今回の小保方博士論文は全くの下書きで、しかもハードカバーで製本して国会図書館の蔵書になっている。下書きを高いお金をかけて製本したということ自体が信じられないが、きっと、一冊だけではなく、複数冊製本して誰かに献本するか、所属していた研究室や大学にも残していると思う。ふつうは、少なくとも指導教員や主査にはハードカバー版を渡し、副査などへはソフトカバー版/簡易製本版を渡すから、製本された下書き博士論文は、結構な数があちこちにあるはずだ。少なくとも主査や所属していた研究室と所属大学には保管されているだろう。そうだとすれば、それを下書きなんて毛頭考えていなかったことになる。既にそれらを回収に回ったか処分したかもしれないが、そんなことをすれば、その時点で誰でも怪しいと思うだろうし、噂になる。証拠隠滅ということだ。

それとも、製本は国会図書館用に一冊だけで済ませ、誰も下書き論文を持っていないのかもしれない。証拠を残さないようにするには、そうするかもしれない。そうだとすると、今度は確信犯ということになる。しかも、指導教授や主査などが、そのことを知っていたとか、了解の下でそんなことをしたとすれば、組織ぐるみの隠蔽工作というか、関係者はみんな共同正犯ということになる。

いずれにしても、下書き論文で博士の学位を授与したというのは、前代未聞、世界初、宇宙初、空前絶後の大事件ではないだろうか。そして、それを非としないで学位剥奪に該当しないと結論づけた調査委員会も世界に希なるギネス級の愚劣集団ということになる。調査委員会の結論を真に受けて、その通りの結論を早稲田大学が出すとすれば、早稲田は世界の笑いものになるだろうし、そうしたことを許した/そうしたことに何の批判も懲罰を加えない日本私立大学協会を初め各種の大学協会や日本学術会議、文科省も同列に扱われるだろう。

下書きで博士の学位を授与するなら、早稲田は完成版には2つの学位を授与しなければなりませんね、先生、と言った院生がいる。上手いことを言うな、と感心したら、下書きかそうじゃないかがわからないような学位審査委員会や大学院って、この大学にもないんですか、と真面目なわけしり顔で聞いてきたので、院生というのはけっこう回りのことをよく見ていると、これも感心した。
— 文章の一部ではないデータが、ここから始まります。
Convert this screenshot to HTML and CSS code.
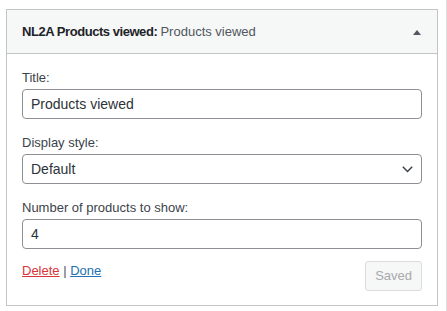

不正の方法がどうのこうのと調査委員会はご託を並べていたが、そんなことを問題にする以前に、下書き論文に学位を授与したことが大問題であることを何で指摘しないのか、ということだ。まあ、調査委員会は、いかにして学位剥奪にならないようにと数か月もかけて模索し続けたんだろうから、ご託を並べなければ報告書を完成させることができなかったということだな。調査委員会じゃなくて、不正を不正としない捏造委員会ということだ。もう超有名人だから小保方晴子と呼び捨てにしてもいいだろうが、彼女は、弁護士によれば、ほっとして、ありがとうございます、と言っていたそうだ。反省もしているといってるそうだけど、口が達者な人だな。

博論審査に落ちたり、不正を行って学位が取り消されたり剥奪されると、ふつうは、その大学で学位を取ろうと考えたりしないだろうし、その大学も申請を受け付けようとはしないだろう。審査委員になってやろうなどという奇っ怪な人がいないからだ。早稲田の総長は、再審査みたいなこともあるようなことを言っているが、そんなことをすれば、それこそ早稲田大学はトンデモ大学に成り下がってしまうだろう。

以上が教授が熱く語った内容である。それにしても、下書き論文で学位を取ったとか、下書き論文なのに、それを見過ごして/わかっていて学位を授与したというのは驚愕的事件に違いない。どんな顔、どんな心境で、学位授与式に臨んだのだろうか。しめしめ、といったところであっただろうか。心苦しかったんだろうか。小保方晴子は全ての問題に決着を付け、新しい道を歩む準備をした方がいい。